Overview

IBM® watsonx.data is a new open architecture lakehouse that combines the elements of the data warehouse and data lakes. The best-in-class features and optimizations available on the watsonx.data make it an optimal choice for next generation data analytics and automation.

watsonx.data Developer edition

watsonx.data on Red Hat® OpenShift®

watsonx.data SaaS on AWS

watsonx.data is a unique solution that allows co-existence of open source technologies and proprietary products. It offers a single platform where you can store the data or attach data sources for managing and analyzing your enterprise data.

Use watsonx.data to store any type of data (structured, semi-structured, and unstructured) and make that data accessible directly for Artificial Intelligence (AI) and Business Intelligence (BI). You can also attach your data sources to watsonx.data, which helps to reduce data duplication and cost of storing data in multiple places. It uses open data formats with APIs and machine learning libraries, making it easier for data scientists and data engineers to use the data. watsonx.data architecture enforces schema and data integrity, making it easier to implement robust data security and governance mechanisms.

Key features

  • An architecture that fully separates compute, metadata, and storage to offer ultimate flexibility.

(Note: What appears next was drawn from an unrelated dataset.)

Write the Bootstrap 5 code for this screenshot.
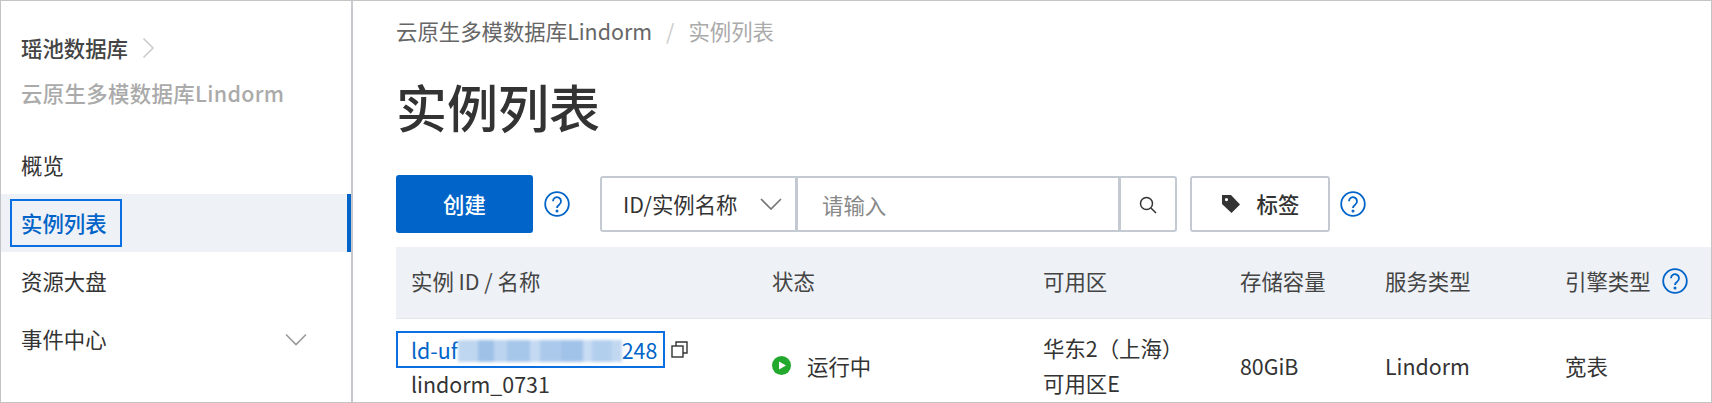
<!DOCTYPE html>
<html lang="zh-CN">
<head>
  <meta charset="UTF-8" />
  <title>实例列表</title>
  <link href="https://cdn.jsdelivr.net/npm/bootstrap@5.3.0/dist/css/bootstrap.min.css" rel="stylesheet"/>
  <style>
    html, body { height: 403px; overflow: hidden; }
    body {
      background: #fff;
      color: #333;
      font-family: "Noto Sans CJK SC", "Noto Sans", sans-serif;
      font-size: 21.4px;
      line-height: 32px;
    }
    .page-frame { height: 403px; border: 1px solid #c4c4c4; overflow: hidden; }
    .side-pane { width: 352px; flex: none; border-right: 2px solid #c6c9cd; padding-top: 29px; }
    .side-title { padding-left: 20px; height: 36px; line-height: 36px; font-weight: 500; color: #444; }
    .side-title svg { margin-left: 14px; }
    .side-sub { padding-left: 20px; margin-top: 9px; height: 36px; line-height: 36px; font-weight: 500; color: #aaa; letter-spacing: .35px; }
    .side-nav { margin-top: 25px; }
    .side-link { height: 58px; padding: 0 44px 0 20px; color: #333; }
    .side-link.is-on { background: #eef1f6; border-right: 4px solid #0064c8; color: #0064c8; font-weight: 500; padding-left: 9px; }
    .focus-box { border: 2px solid #0a6fe0; }
    .side-link .focus-box { padding: 6px 13px 6px 9px; line-height: 32px; }
    .main-pane { flex: 1; min-width: 0; padding: 14px 0 0 43px; }
    .crumbs { margin: 0; --bs-breadcrumb-margin-bottom: 0; --bs-breadcrumb-item-padding-x: 14px; --bs-breadcrumb-divider-color: #ccc; line-height: 32px; }
    .crumbs .breadcrumb-item { color: #666; }
    .crumbs .breadcrumb-item.active { color: #aaa; }
    .page-name { font-size: 51px; line-height: 72px; font-weight: 500; color: #333; margin: 23px 0 33px; }
    .tool-row { height: 58px; }
    .btn-create { width: 137px; height: 58px; background: #0064c8; border: 0; border-radius: 3px; color: #fff; font-size: 21.4px; font-weight: 500; }
    .help-mark { width: 26px; height: 26px; flex: none; }
    .help-first { margin-left: 11px; }
    .help-second { margin-left: 10px; }
    .search-group { width: 577px; height: 56px; margin-left: 30px; flex-wrap: nowrap; }
    .search-group .field-part { border: 2px solid #c4cad2; background: #fff; height: 56px; font-size: 21.4px; color: #333; border-radius: 3px; }
    .pick-part { width: 197px; flex: none; padding: 0 13px 0 21px; }
    .search-group input.field-part { flex: 1; min-width: 0; margin-left: -2px; padding: 0 20px 0 24px; box-shadow: none; }
    .search-group input::placeholder { color: #888; }
    .find-part { width: 58px; flex: none; margin-left: -2px; padding: 0 0 5px; }
    .btn-tag { width: 140px; height: 56px; margin-left: 13px; border: 2px solid #c4cad2; border-radius: 3px; background: #fff; color: #333; font-size: 21.4px; font-weight: 500; }
    .list-table { table-layout: fixed; width: 100%; margin: 14px 0 0; --bs-table-color: #333; --bs-table-border-color: #e3e6ea; }
    .list-table th { height: 71px; background: #eef1f6; color: #444; font-weight: 400; padding: 0 15px 2px; vertical-align: middle; border-bottom: 1px solid #e3e6ea; }
    .list-table td { padding: 0 15px; height: 94px; line-height: 35px; vertical-align: middle; border: 0; color: #333; }
    .list-table td.id-cell { padding: 12px 0 0; vertical-align: top; }
    .id-link { display: inline-block; width: 269px; height: 37px; line-height: 33px; padding-left: 13px; color: #0064c8; text-decoration: none; white-space: nowrap; overflow: hidden; }
    .id-blur { display: inline-block; width: 164px; height: 22px; vertical-align: -3px; filter: blur(1.5px); background: linear-gradient(90deg, #bfd6f0 0 12%, #9fc1e8 12% 22%, #bcd4ef 22% 30%, #a6c6ea 30% 44%, #c5daf2 44% 50%, #abc9eb 50% 63%, #a2c3e9 63% 76%, #c8dcf3 76% 82%, #b3cfee 82% 94%, #c2d8f1 94%); }
    .id-name { padding-left: 15px; line-height: 34px; margin-top: -1px; }
    .engine-head { gap: 11px; }
    .copy-mark { margin-left: 6px; }
  </style>
</head>
<body>
  <div class="page-frame d-flex">
    <aside class="side-pane">
      <div class="side-title d-flex align-items-center">瑶池数据库
        <svg width="13" height="22" viewBox="0 0 13 22" fill="none" stroke="#ccc" stroke-width="1.6"><path d="M1.5 1.5 11 11 1.5 20.5"/></svg>
      </div>
      <div class="side-sub">云原生多模数据库Lindorm</div>
      <nav class="side-nav nav flex-column">
        <a class="side-link d-flex align-items-center text-decoration-none" href="#">概览</a>
        <a class="side-link is-on d-flex align-items-center text-decoration-none" href="#"><span class="focus-box">实例列表</span></a>
        <a class="side-link d-flex align-items-center text-decoration-none" href="#">资源大盘</a>
        <a class="side-link d-flex align-items-center justify-content-between text-decoration-none" href="#">事件中心
          <svg width="22" height="13" viewBox="0 0 22 13" fill="none" stroke="#999" stroke-width="1.6"><path d="M1 1.5 11 11.5 21 1.5"/></svg>
        </a>
      </nav>
    </aside>

    <main class="main-pane">
      <ol class="breadcrumb crumbs">
        <li class="breadcrumb-item">云原生多模数据库Lindorm</li>
        <li class="breadcrumb-item active">实例列表</li>
      </ol>
      <h1 class="page-name">实例列表</h1>

      <div class="tool-row d-flex align-items-center">
        <button class="btn btn-create" type="button">创建</button>
        <svg class="help-mark help-first" viewBox="0 0 26 26" fill="none" stroke="#0064c8" stroke-width="1.8"><circle cx="13" cy="13" r="11.8"/><path d="M9 10.2a4 4 0 1 1 6.4 3.2c-1.5 1-2.4 1.7-2.4 3.6"/><circle cx="13" cy="20" r=".6" fill="#0064c8"/></svg>
        <div class="input-group search-group">
          <button class="field-part pick-part d-flex align-items-center justify-content-between" type="button">ID/实例名称
            <svg width="22" height="12" viewBox="0 0 22 12" fill="none" stroke="#777" stroke-width="1.7"><path d="M1 1 11 11 21 1"/></svg>
          </button>
          <input class="form-control field-part" type="text" placeholder="请输入" />
          <button class="field-part find-part" type="button" aria-label="搜索">
            <svg width="18" height="18" viewBox="0 0 18 18" fill="none" stroke="#333" stroke-width="1.5"><circle cx="7.5" cy="7.5" r="6"/><path d="m12 12 5 5"/></svg>
          </button>
        </div>
        <button class="btn-tag d-flex align-items-center justify-content-center gap-3" type="button">
          <svg width="20" height="20" viewBox="0 0 20 20"><path fill="#333" d="M1 1h9l9 9.5L10.5 19 1 10zM5.5 4A1.6 1.6 0 1 0 5.5 7.2 1.6 1.6 0 0 0 5.5 4z" fill-rule="evenodd"/></svg>
          标签
        </button>
        <svg class="help-mark help-second" viewBox="0 0 26 26" fill="none" stroke="#0064c8" stroke-width="1.8"><circle cx="13" cy="13" r="11.8"/><path d="M9 10.2a4 4 0 1 1 6.4 3.2c-1.5 1-2.4 1.7-2.4 3.6"/><circle cx="13" cy="20" r=".6" fill="#0064c8"/></svg>
      </div>

      <table class="table list-table">
        <colgroup>
          <col width="361"/><col width="271"/><col width="197"/><col width="145"/><col width="180"/><col/>
        </colgroup>
        <thead>
          <tr>
            <th>实例 ID / 名称</th>
            <th>状态</th>
            <th>可用区</th>
            <th>存储容量</th>
            <th>服务类型</th>
            <th>
              <span class="d-inline-flex align-items-center engine-head">引擎类型
                <svg class="help-mark" viewBox="0 0 26 26" fill="none" stroke="#0064c8" stroke-width="1.8"><circle cx="13" cy="13" r="11.8"/><path d="M9 10.2a4 4 0 1 1 6.4 3.2c-1.5 1-2.4 1.7-2.4 3.6"/><circle cx="13" cy="20" r=".6" fill="#0064c8"/></svg>
              </span>
            </th>
          </tr>
        </thead>
        <tbody>
          <tr>
            <td class="id-cell">
              <div class="d-flex align-items-center">
                <a class="id-link focus-box" href="#">ld-uf<span class="id-blur"></span>248</a>
                <svg class="copy-mark" width="17" height="17" viewBox="0 0 17 17" fill="none" stroke="#333" stroke-width="1.4"><rect x="1" y="5" width="11" height="11"/><path d="M5 5V1h11v11h-4"/></svg>
              </div>
              <div class="id-name">lindorm_0731</div>
            </td>
            <td>
              <span class="d-flex align-items-center gap-3">
                <svg width="19" height="19" viewBox="0 0 19 19"><circle cx="9.5" cy="9.5" r="9.5" fill="#22a82c"/><path fill="#fff" d="M7 5.5 14 9.5 7 13.5z"/></svg>
                运行中
              </span>
            </td>
            <td>华东2（上海）<br/>可用区E</td>
            <td>80GiB</td>
            <td>Lindorm</td>
            <td>宽表</td>
          </tr>
        </tbody>
      </table>
    </main>
  </div>
  <script src="https://cdn.jsdelivr.net/npm/bootstrap@5.3.0/dist/js/bootstrap.bundle.min.js"></script>
</body>
</html>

  • Multiple engines such as Presto and Spark that provide fast, reliable, and efficient processing of big data at scale.

  • Open formats for analytic data sets, allowing different engines to access and share the data at the same time.

  • Data sharing between watsonx.data, Db2® Warehouse, and Netezza Performance Server or any other data management solution through common Iceberg table format support, connectors, and a shareable metadata store.

  • Built-in governance that is compatible with existing solutions, including IBM Knowledge Catalog.

  • Cost-effective, simple object storage is available across hybrid-cloud and multicloud environments.

  • Integration with a robust ecosystem of IBM’s best-in-class solutions and third-party services to enable easy development and deployment of key use cases.